Kesimpulan lain yang menarik adalah bahwa di negara maju faktor-faktor seperti pengangguran kaum muda, tingkat kepercayaan pers, keyakinan demokrasi, kejahatan narkoba dan sikap terhadap imigrasi berkorelasi signifikan dengan skor di laporan GTI.
Sementara di negara berkembang, faktor negara seperti sejarah konflik bersenjata, konflik yang sedang berlangsung di dalam
negara, korupsi dan lemahnya lingkungan bisnis yang sehat memiliki korelasi. Selain teror politik, rendahnya penegakan hak asasi manusia, kebijakan dan kebebasan beragama, ketidakstabilan politik juga menyumbang korelasi dengan munculnya terorisme.
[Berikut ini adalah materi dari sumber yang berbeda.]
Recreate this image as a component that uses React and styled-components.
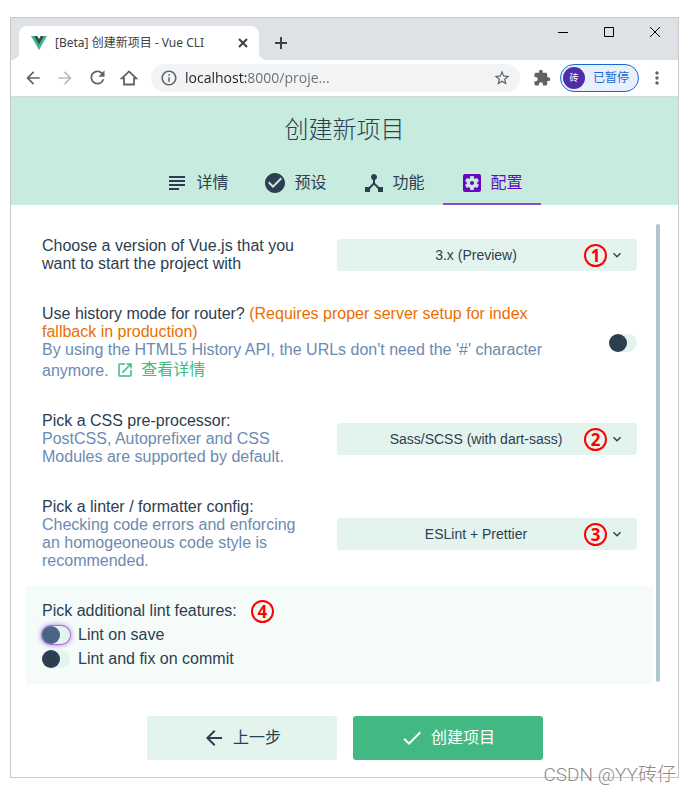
import React, { useState } from "react";
import styled, { createGlobalStyle, css } from "styled-components";
import {
  MdSubject,
  MdCheckCircle,
  MdDeviceHub,
  MdOpenInNew,
  MdArrowBack,
  MdArrowForward,
  MdRefresh,
  MdInfoOutline,
  MdStarBorder,
  MdExtension,
  MdMoreVert,
  MdCheck,
  MdKeyboardArrowDown,
} from "react-icons/md";

const uiFont = `"Liberation Sans", "Noto Sans CJK SC", sans-serif`;
const chromeFont = `"Open Sans", "Noto Sans CJK SC", sans-serif`;

const GlobalStyle = createGlobalStyle`
  *, *::before, *::after { box-sizing: border-box; }
  body { margin: 0; background: #fff; color: #2c3e50; font: 16px/18px ${uiFont}; }
  button, input, select { font: inherit; color: inherit; }
  button { cursor: pointer; }
`;

const Page = styled.div`
  position: relative;
  padding: 17px 12px 16px 10px;
`;

const BrowserWindow = styled.div`
  border: 1px solid #c8c8c8;
  background: #fff;
`;

const TitleBar = styled.div`
  display: flex;
  align-items: flex-end;
  height: 42px;
  padding-left: 8px;
  background: #dee1e6;
`;

const BrowserTab = styled.div`
  position: relative;
  display: flex;
  align-items: center;
  width: 240px;
  height: 34px;
  padding: 0 8px 0 12px;
  border-radius: 8px 8px 0 0;
  background: #fff;
  color: #3c4043;
  font: 12px/16px "Noto Sans", "Noto Sans CJK SC", sans-serif;

  &::before,
  &::after {
    content: "";
    position: absolute;
    bottom: 0;
    width: 8px;
    height: 8px;
  }
  &::before {
    left: -8px;
    background: radial-gradient(circle at 0 0, transparent 8px, #fff 8px);
  }
  &::after {
    right: -8px;
    background: radial-gradient(circle at 100% 0, transparent 8px, #fff 8px);
  }
`;

const TabTitle = styled.span`
  flex: 1;
  margin-left: 8px;
  white-space: nowrap;
`;

const IconButton = styled.button`
  display: flex;
  align-items: center;
  justify-content: center;
  flex: none;
  width: ${(p) => p.$width || 32}px;
  height: ${(p) => p.$height || 28}px;
  padding: 0;
  border: 0;
  background: none;
  color: ${(p) => p.$color || "#5f6368"};
`;

const NewTab = styled(IconButton)`
  align-self: center;
  margin: 8px 0 0 6px;
`;

const WindowControls = styled.div`
  display: flex;
  align-self: flex-start;
  margin-left: auto;
`;

const Toolbar = styled.div`
  display: flex;
  align-items: center;
  height: 37px;
  padding: 0 9px 1px 6px;
  border-bottom: 1px solid #d5d8dc;
`;

const AddressBar = styled.label`
  display: flex;
  align-items: center;
  flex: 1;
  min-width: 0;
  height: 28px;
  margin: 0 6px;
  padding: 0 9px;
  gap: 7px;
  border-radius: 14px;
  background: #f1f3f4;
  color: #5f6368;

  svg { flex: none; }
`;

const AddressInput = styled.input`
  flex: 1;
  min-width: 0;
  padding: 0;
  border: 0;
  outline: 0;
  background: linear-gradient(90deg, #202124 62px, #6b6f74 62px);
  background-clip: text;
  color: transparent;
  font: 14px/20px ${chromeFont};
`;

const ProfileButton = styled.button`
  display: flex;
  align-items: center;
  gap: 8px;
  height: 28px;
  margin: 0 6px 0 2px;
  padding: 0 9px 0 2px;
  border: 1px solid #1967d2;
  border-radius: 14px;
  background: #e8f0fe;
  color: #1967d2;
  font: 12px/16px ${chromeFont};
`;

const Avatar = styled.span`
  width: 22px;
  height: 22px;
  border-radius: 50%;
  background: #512da8;
  color: #fff;
  font-size: 9px;
  line-height: 22px;
  text-align: center;
`;

const Header = styled.header`
  background: #c8ebdf;
`;

const Title = styled.h1`
  margin: 0;
  padding-top: 2px;
  font-size: 24px;
  font-weight: 300;
  line-height: 62px;
  text-align: center;
`;

const Tabs = styled.nav`
  display: flex;
  justify-content: center;
`;

const TabLink = styled.a`
  display: flex;
  align-items: center;
  gap: 7px;
  height: 44px;
  padding: 0 18px 0 17px;
  color: ${(p) => (p.$active ? "#6806c1" : "#2c3e50")};
  box-shadow: ${(p) => (p.$active ? "inset 0 -2px #8a4bc8" : "none")};
  text-decoration: none;
`;

const Main = styled.main`
  display: grid;
  grid-template-columns: 1fr 4px;
  gap: 3px;
  padding: 16px 18px 32px 15px;
`;

const ScrollThumb = styled.div`
  margin: 3px 0 2px;
  border-radius: 2px;
  background: #b1c5d0;
`;

const Row = styled.section`
  display: flex;
  align-items: center;
  gap: 32px;
  padding: 16px;
  background: ${(p) => (p.$shaded ? "#f4fbf9" : "transparent")};
`;

const Info = styled.div`
  flex: 1;
  min-width: 0;
`;

const Description = styled.div`
  color: #6b8bb0;
`;

const Warning = styled.span`
  color: #ea6e00;
`;

const MoreLink = styled.a`
  display: inline-flex;
  align-items: center;
  gap: 7px;
  height: 21px;
  margin-left: 3px;
  vertical-align: bottom;
  color: #42b983;
  text-decoration: none;
`;

const SelectBox = styled.div`
  position: relative;
  width: 300px;
`;

const Select = styled.select`
  appearance: none;
  display: block;
  width: 100%;
  height: 32px;
  padding: 0 38px 0 16px;
  border: 0;
  border-radius: 3px;
  background: #e3f4ee;
  font-size: 14px;
  text-align-last: center;
`;

const SelectArrow = styled(MdKeyboardArrowDown)`
  position: absolute;
  top: 8px;
  right: 12px;
  pointer-events: none;
`;

const Marker = styled.span`
  display: inline-block;
  width: 23px;
  height: 23px;
  border: 2px solid #f00;
  border-radius: 50%;
  color: #f00;
  font: bold 17px/19px "Noto Sans", sans-serif;
  text-align: center;
  pointer-events: none;
  ${(p) =>
    p.$overlay &&
    css`
      position: absolute;
      top: 5px;
      right: 30px;
    `}
`;

const GroupTitle = styled.div`
  display: flex;
  align-items: center;
  gap: 14px;
  height: 18px;
`;

const Option = styled.label`
  display: flex;
  align-items: center;
  gap: 8px;
  margin-top: 6px;
`;

const Switch = styled.input.attrs({ type: "checkbox" })`
  appearance: none;
  flex: none;
  width: 28px;
  height: 18px;
  margin: 0;
  border-radius: 9px;
  background: #e3f4ee;
  box-shadow: ${(p) => (p.$ring ? "0 0 0 1px #a574dc, 0 0 5px 1px #a574dc" : "none")};

  &::before {
    content: "";
    display: block;
    width: 18px;
    height: 18px;
    border-radius: 50%;
    background: ${(p) => (p.$ring ? "#4a6583" : "#2c3e50")};
  }
  &:checked::before {
    margin-left: 10px;
    background: #42b983;
  }
`;

const Footer = styled.footer`
  display: flex;
  justify-content: center;
  gap: 16px;
  padding-bottom: 17px;
`;

const ActionButton = styled.button`
  display: flex;
  align-items: center;
  justify-content: center;
  gap: 7px;
  width: 190px;
  height: 44px;
  padding: 0;
  border: 0;
  border-radius: 3px;
  background: ${(p) => (p.$primary ? "#42b983" : "#e3f4ee")};
  color: ${(p) => (p.$primary ? "#fff" : "#2c3e50")};
`;

const Watermark = styled.div`
  position: absolute;
  right: 15px;
  bottom: 6px;
  color: #8a8a8a;
  font: 300 19px/26px Roboto, "Noto Sans CJK SC", sans-serif;
  text-shadow: 1px 1px 1px #fff;
`;

function VueLogo() {
  return (
    <svg width="16" height="14" viewBox="0 0 256 221" aria-hidden="true">
      <path d="M204.8 0H256L128 220.8 0 0h97.9L128 51.2 157.4 0z" fill="#41b883" />
      <path d="M50.6 0 128 133.1 204.8 0h-47.4L128 51.2 97.3 0z" fill="#35495e" />
    </svg>
  );
}

function HomeIcon() {
  return (
    <svg width="18" height="18" viewBox="0 0 18 18" aria-hidden="true">
      <path
        d="M1.8 9.3 9 2.4 16.2 9.3H14V15.5H4V9.3Z"
        fill="none"
        stroke="currentColor"
        strokeWidth="1.8"
      />
    </svg>
  );
}

function GearBoxIcon({ size }) {
  return (
    <svg width={size} height={size} viewBox="0 0 24 24" fill="currentColor" aria-hidden="true">
      <path d="M12 10c-1.1 0-2 .9-2 2s.9 2 2 2 2-.9 2-2-.9-2-2-2zm7-7H5c-1.11 0-2 .9-2 2v14c0 1.1.89 2 2 2h14c1.11 0 2-.9 2-2V5c0-1.1-.89-2-2-2zm-1.75 9c0 .23-.02.46-.05.68l1.48 1.16c.13.11.17.3.08.45l-1.4 2.42c-.09.15-.27.21-.43.15l-1.74-.7c-.36.28-.76.51-1.18.69l-.26 1.85c-.03.17-.18.3-.35.3h-2.8c-.17 0-.32-.13-.35-.29l-.26-1.85c-.43-.18-.82-.41-1.18-.69l-1.74.7c-.16.06-.34 0-.43-.15l-1.4-2.42c-.09-.15-.05-.34.08-.45l1.48-1.16c-.03-.23-.05-.46-.05-.69 0-.23.02-.46.05-.68l-1.48-1.16c-.13-.11-.17-.3-.08-.45l1.4-2.42c.09-.15.27-.21.43-.15l1.74.7c.36-.28.76-.51 1.18-.69l.26-1.85c.03-.17.18-.3.35-.3h2.8c.17 0 .32.13.35.29l.26 1.85c.43.18.82.41 1.18.69l1.74-.7c.16-.06.34 0 .43.15l1.4 2.42c.09.15.05.34-.08.45l-1.48 1.16c.03.23.05.46.05.69z" />
    </svg>
  );
}

function LineIcon({ d, size = 12, width = 2 }) {
  return (
    <svg width={size} height={size} viewBox={`0 0 ${size} ${size}`} aria-hidden="true">
      <path d={d} fill="none" stroke="currentColor" strokeWidth={width} />
    </svg>
  );
}

const steps = [
  { label: "详情", Icon: MdSubject },
  { label: "预设", Icon: MdCheckCircle },
  { label: "功能", Icon: MdDeviceHub },
  { label: "配置", Icon: GearBoxIcon, active: true },
];

function Choice({ labelId, number, options }) {
  return (
    <SelectBox>
      <Select aria-labelledby={labelId}>
        {options.map((option) => (
          <option key={option}>{option}</option>
        ))}
      </Select>
      <Marker $overlay>{number}</Marker>
      <SelectArrow size={16} />
    </SelectBox>
  );
}

function Browser() {
  const [url, setUrl] = useState("localhost:8000/proje...");
  return (
    <>
      <TitleBar>
        <BrowserTab>
          <VueLogo />
          <TabTitle>[Beta] 创建新项目 - Vue CLI</TabTitle>
          <IconButton $width={16} $height={16} $color="#3c4043" aria-label="Close tab">
            <LineIcon size={10} d="M1 1 9 9M9 1 1 9" />
          </IconButton>
        </BrowserTab>
        <NewTab $color="#3c4043" aria-label="New tab">
          <LineIcon d="M6 0V12M0 6H12" />
        </NewTab>
        <WindowControls>
          <IconButton $width={46} $color="#000" aria-label="Minimize">
            <LineIcon size={10} width={1} d="M0 5.5H10" />
          </IconButton>
          <IconButton $width={46} $color="#000" aria-label="Maximize">
            <LineIcon size={10} width={1} d="M.5 .5H9.5V9.5H.5Z" />
          </IconButton>
          <IconButton $width={46} $color="#000" aria-label="Close">
            <LineIcon size={10} width={1} d="M0 0 10 10M10 0 0 10" />
          </IconButton>
        </WindowControls>
      </TitleBar>
      <Toolbar>
        <IconButton aria-label="Back"><MdArrowBack size={20} /></IconButton>
        <IconButton $color="#babcbe" aria-label="Forward"><MdArrowForward size={20} /></IconButton>
        <IconButton aria-label="Reload"><MdRefresh size={21} /></IconButton>
        <IconButton aria-label="Home"><HomeIcon /></IconButton>
        <AddressBar>
          <MdInfoOutline size={18} />
          <AddressInput aria-label="Address" value={url} onChange={(e) => setUrl(e.target.value)} />
          <MdStarBorder size={18} />
        </AddressBar>
        <IconButton aria-label="Extensions"><MdExtension size={18} /></IconButton>
        <ProfileButton>
          <Avatar>砖</Avatar>
          已暂停
        </ProfileButton>
        <IconButton $width={24} aria-label="Menu"><MdMoreVert size={20} /></IconButton>
      </Toolbar>
    </>
  );
}

export default function App() {
  return (
    <Page>
      <GlobalStyle />
      <BrowserWindow>
        <Browser />
        <Header>
          <Title>创建新项目</Title>
          <Tabs>
            {steps.map(({ label, Icon, active }) => (
              <TabLink key={label} href="#" $active={active}>
                <Icon size={24} />
                {label}
              </TabLink>
            ))}
          </Tabs>
        </Header>
        <Main>
          <div>
            <Row>
              <Info id="version">Choose a version of Vue.js that you want to start the project with</Info>
              <Choice labelId="version" number="1" options={["3.x (Preview)", "2.x"]} />
            </Row>
            <Row>
              <Info>
                <label htmlFor="history">Use history mode for router?</label>{" "}
                <Warning>(Requires proper server setup for index fallback in production)</Warning>
                <Description>
                  By using the HTML5 History API, the URLs don't need the '#' character anymore.{" "}
                  <MoreLink href="#">
                    <MdOpenInNew size={18} />
                    查看详情
                  </MoreLink>
                </Description>
              </Info>
              <Switch id="history" />
            </Row>
            <Row>
              <Info>
                <div id="css">Pick a CSS pre-processor:</div>
                <Description>PostCSS, Autoprefixer and CSS Modules are supported by default.</Description>
              </Info>
              <Choice labelId="css" number="2" options={["Sass/SCSS (with dart-sass)", "Less", "Stylus"]} />
            </Row>
            <Row>
              <Info>
                <div id="linter">Pick a linter / formatter config:</div>
                <Description>
                  Checking code errors and enforcing an homogeoneous code style is recommended.
                </Description>
              </Info>
              <Choice labelId="linter" number="3" options={["ESLint + Prettier", "ESLint + Airbnb"]} />
            </Row>
            <Row $shaded>
              <Info>
                <GroupTitle>
                  Pick additional lint features:
                  <Marker>4</Marker>
                </GroupTitle>
                <Option>
                  <Switch $ring />
                  Lint on save
                </Option>
                <Option>
                  <Switch />
                  Lint and fix on commit
                </Option>
              </Info>
            </Row>
          </div>
          <ScrollThumb />
        </Main>
        <Footer>
          <ActionButton>
            <MdArrowBack size={24} />
            上一步
          </ActionButton>
          <ActionButton $primary>
            <MdCheck size={24} />
            创建项目
          </ActionButton>
        </Footer>
      </BrowserWindow>
      <Watermark>CSDN @YY砖仔</Watermark>
    </Page>
  );
}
Menurut anda, negara kita masuk kategori mana?
Bila anda menjadi salah satu penentu keputusan di negeri ini, bukankah data dari Global Terorism Index bisa dijadikan acuan awal dalam mencari korelasi untuk kejadian terorisme di Indonesia? Jadi kita tidak hanya melihat kehebohan pihak keamanan saja setelah kejadian berlangsung.Kita tidak perlu disuguhi siaran berulang-ulang seperti layaknya sinetron demi memuaskan rating televisi atau memancing perhatian publik tanpa ada pemahaman untuk apa kejadian itu diputar berulang kali.
Bila mau jujur, beberapa poin dari laporan GTI tersebut menggambarkan kondisi Indonesia saat ini bukan? Membuktikannya gampang kok. Buka saja twitter atau facebook anda dan lihat pesan yang sesuai dengan gambaran tersebut. Seakan-akan kita diletakkan pada kondisi "kurang nyaman". Benarkah negara kita tidak nyaman?
Dengan kejadian pemboman itu, teroris berencana untuk menancapkan rasa tidak nyaman. Apakah mereka berhasil? Saya berharap tidak. Tapi yang terpenting bagi kita semua adalah: apa yang bisa kita lakukan untuk mencegah atau setidaknya meminimalkan penyebaran terorisme? Dan apa solusi untuk itu? Sebagai pelaku IT saya memberikan ide membangun sistem deteksi dini berbasis bigdata dan predictive analytics. Selain lebih terukur, juga bisa memperkuat sistem intelijen sekaligus menjadi early warning system bagi keamanan dalam negeri.
Penutup
Yang terjadi saat ini adalah penyakit "cocokologi". Semua dicocok-cocokkan dan semua dibalut cerita konspirasi. Hanya memuaskan emosi sesaat tanpa ada solusi. Mulai dari isu masalah freeport sampai kelengahan aparat keamanan. Selain tidak terukur dan tidak ada dasar/bukti empirik, masalah terorisme akan terus muncul jika kita tidak bisa mengantisipasinya dengan baik dan benar. Ironisnya, kejadian teror di Jakarta ini akan berpotensi dilupakan dalam masa 30 hari kedepan. Diganti dengan kejadian lain yang akan diputar ulang berkali-kali lagi. Lalu apa yang kita pelajari dari kejadian ini?
Seperti biasa: Kita akan cari kambing hitam! Acara tuding menuding pun mulai lagi.
Janganlah kita hanya bisa mengecam dan menyalahkan orang lain. Menganggap pemerintah lamban, aparat keamanan tidak sigap, BIN kecolongan. Semua tudingan itu bukanlah solusi. Saya kira lebih memuaskan emosi. Tanpa dituding pun, kejadian itu sudah menampar wajah mereka. Lebih penting introspeksi: mengapa bisa terjadi lagi?
Anggaplah negara tertarik membangun sistem deteksi dini untuk terorisme. Apakah sistem ini tidak bisa salah mendeteksi? Tidak ada sistem yang sempurna, dan memang sistem ini bukan ditujukan untuk meramalkan dengan sangat akurat. Sistem deteksi ini mencegah akibat yang lebih parah dan meluas. Dan sistem ini dinamis karena terus akan mempelajari tren dan pola yang terjadi di tengah masyarakat. Dengan kata lain, sistem ini akan terus "belajar" memahami. Selayaknya kita sebagai mahluk cerdas, kecerdasan buatan yang ditanamkan di sistem ini hanyalah sebagai alat bantu saja.
Rasanya muak melihat negara kita dikacaukan dengan berbagai tindakan teror yang kembali terulang. Semoga tulisan ini bisa menjadi awal bagi kita sebagai anggota publik untuk menyuarakan agar pemerintah mau bergegas. Salah satunya adalah memanfaatkan teknologi bigdata dan implementasi predictive analytics sebagai fondasi awal membangun sistem deteksi dini terorisme di negara kita.